Но конъюнктура рынка меняется, и вместе с ней меняется стиль эксплуатации. Ласковый отец семейства в любой момент может превратиться в деспота. Ведь наивно было бы полагать, что финские хозяева просто утратили контроль над своим питерским филиалом, а «штурм-прорывы» и «модернизации» являются лишь местной самодеятельностью.
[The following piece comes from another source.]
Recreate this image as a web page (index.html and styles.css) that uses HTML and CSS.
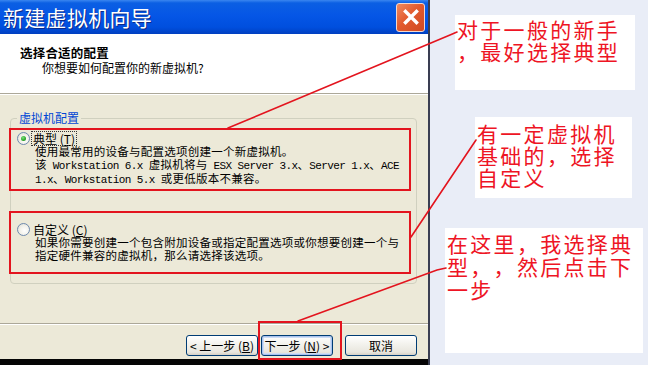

Нет смысла противопоставлять «плохой» и «хороший» капитализм, уповая на то, что, оказавшись в диком российском улье, правильные финские пчелы начнут делать правильный европейский мед. Бизнес не плох и не хорош. Он просто получает прибыль. Те относительные преимущества, которыми пока еще пользуются работники филиалов западных ТНК куплены десятилетиями упорной борьбы рабочих развитых стран, и будут существовать лишь постольку, поскольку трудящиеся этих стран смогут удерживать завоеванные позиции. Но ведь именно свобода от социальных обязательств и контроля привлекает иностранный капитал в Россию! ТНК стремятся вовсе не к тому, чтобы российские рабочие жили как на Западе, а к тому, чтобы западные рабочие больше не жили «как на Западе». Вот почему так важны те ростки классовой солидарности, которые с трудом прорастают на скудной российской почве.